I admit it. I've been avoiding it.
For the last two weeks, I've done all I can to avoid everything about the Rose Bowl. This became more difficult when I returned to Wisconsin for the holidays. I had to learn to avert my eyes while walking through the Wal-Mart, lest I spend too long pondering the collection of Bucky the Badger Rose Bowl merchandise. I didn't read the morning delivery of the paper, for fear of being exposed to Wisconsin coverage. I even pretended not to notice that the preferred brand of ice cream in this house is none other than "Badger Tracks."
Nope, no Rose Bowl coverage for me.
Now, I know some of you may think all of the above is, well, a little bit crazy. And I'm sure some of you (*cough*Nebraskafans*cough*) are more than a little jealous that I have this little problem to deal with in the first place. Of course, I should stress, it's not as though I'm avoiding ALL bowl coverage - no I've been gorging myself on the buffet of early bowl games pretty much every single day. But no Rose Bowl.
But why, you ask. Why, Hilary, have you been trying not to think about the fact that your team is going to the Grandaddy of ‘em All tomorrow?
Well..... you see.... The thing is...
I'm a little bit worried.
We came so close that first time. Against TCU. Just one stupid play call away from a bowl victory. But it was okay, because the next year we had Russell Wilson and it looked like maybe that would be enough to carry us even against the terrifying power of the Oregon offense.
But, hey, I even got over that loss because the combination of the suspensions of OSU and PSU made it likely that the Badgers would be only one B1G CCG victory away from a third go at the Rose.
And, of course, that worked out. We smashed Nebraska (I thought of using "embarrassed" instead, but I didn't want to salt the wound too much), and earned another trip to the best of the BCS bowls. In my beer and nacho fueled haze that night, all seemed good. It didn't really hit me until a few days later...
This is probably it. For a while.
Wisconsin has gone out and, even after a disappointing season, earned a third chance. But, if the worst should happen, if the offensive line can't continue their resurgence, if Barry Alvarez can't resurrect that old magic, and we lose... when will we see the Rose Bowl again? I'm an optimist, but I look at a rebuilding Ohio State, and a Penn State that won't be down for long, and I see a division that's no longer ours for the taking. And while we managed two consecutive B1G CCG victories, it will always be a hurdle even if we somehow do capture the division again. It's quite possible that it will be a long time before Bucky sees Pasadena again.
So, the question remains. Can the Badgers do it? Can they take down Stanford?
I want to say, yes, I do. I want to say that the rankings don't really matter. That the Badgers can recreate their performance against Nebraska and stomp all over the Cardinal.
But to say that, I'd have to ignore the fact that Stanford and Nebraska have dramatically different run defenses. Nebraska's overall defense is ranked 56th. Stanford, meanwhile, has the 13th best in the country, allowing just 17.5 points / game. It's sort of like the difference between a corn field and a brick wall. Even though the Badgers have the 12th best rushing offense in the country, I'm not necessarily convinced that they'll tear up the turf against Stanford.

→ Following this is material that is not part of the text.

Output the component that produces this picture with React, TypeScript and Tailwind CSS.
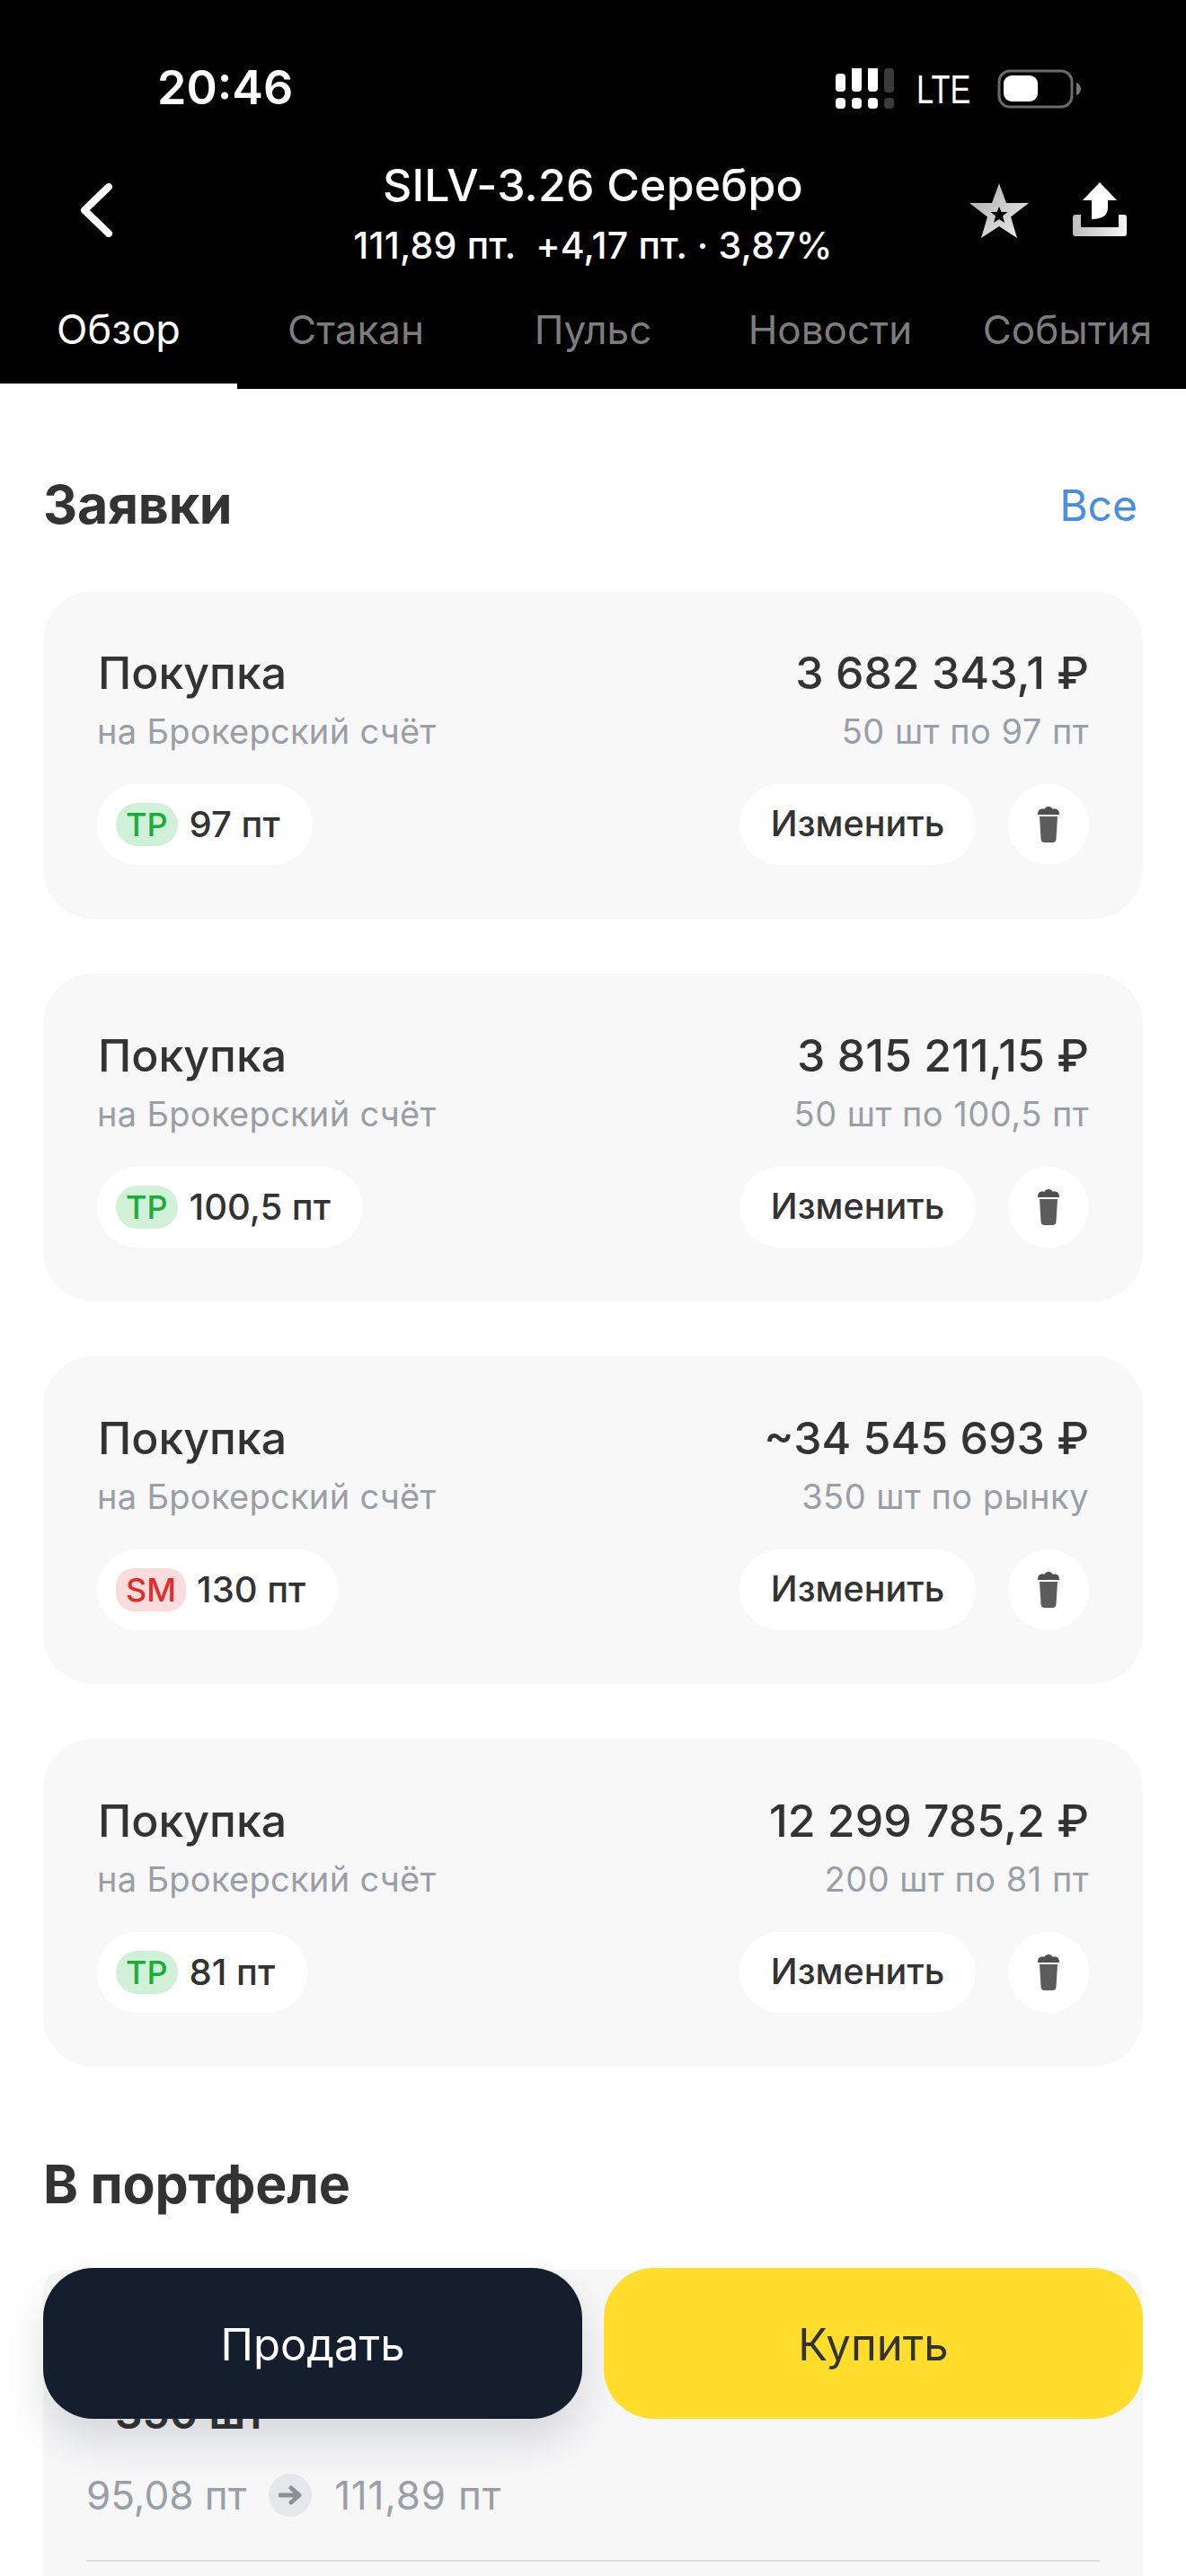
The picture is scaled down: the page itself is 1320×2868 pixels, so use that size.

It's not all bad, of course. The Badgers do have a good defense themselves - ranked 19th overall this season. Since they lost to Nebraska in week five, the Badgers have allowed just over 18.3 points per game in their last eight games, while scoring an average of 35. More importantly, during that eight game span, Wisconsin lost just five turnovers total, while taking away twelve, for a margin of +7. This is in line with the Badgers overall performance over the last three seasons, in which they've lost a total of just 31 turnovers, the lowest rate in the country, even better than Alabama. Wisconsin's margin in that span is +33.
On the Stanford side, over their last eight games, they gave up an average of 14.5 points per game, while scoring an average of 35. During that span, Stanford turned the ball over twelve times, while taking it away fifteen times, a margin of +3.
Along the whole mistake vein, Wisconsin also has the fact that they are one of the least penalized teams in the country going for them. They draw flags an average of just 3.8 times per game. Stanford's average over this season is 5.7 flags per game.
Of course, I can't fail to mention that Wisconsin does have some potent weapons in Montee Ball and his backups James White and Melvin Gordon. And Curt Phillips has done an able job at quarterback lately -- which basically means hand the ball off, throw the ball a couple times a quarter, and don't commit any costly errors. But, the Badgers are evenly matched by the weapons that Stanford will deploy in outstanding back Stepfan Taylor and pleasant surprise Kevin Hogan. I consider the offenses for the Badgers and the Cardinal to basically be a push. That's why it may come down to elements such as turnovers and penalties.
These are small differences, to be sure. But while I'm not certain about the outcome of this game, I am absolutely convinced that it will be close, no matter which team emerges the victor. And it's possible, just maybe, that the upper hand that the Badgers have on turnovers and penalties will prove the key difference late in a close game.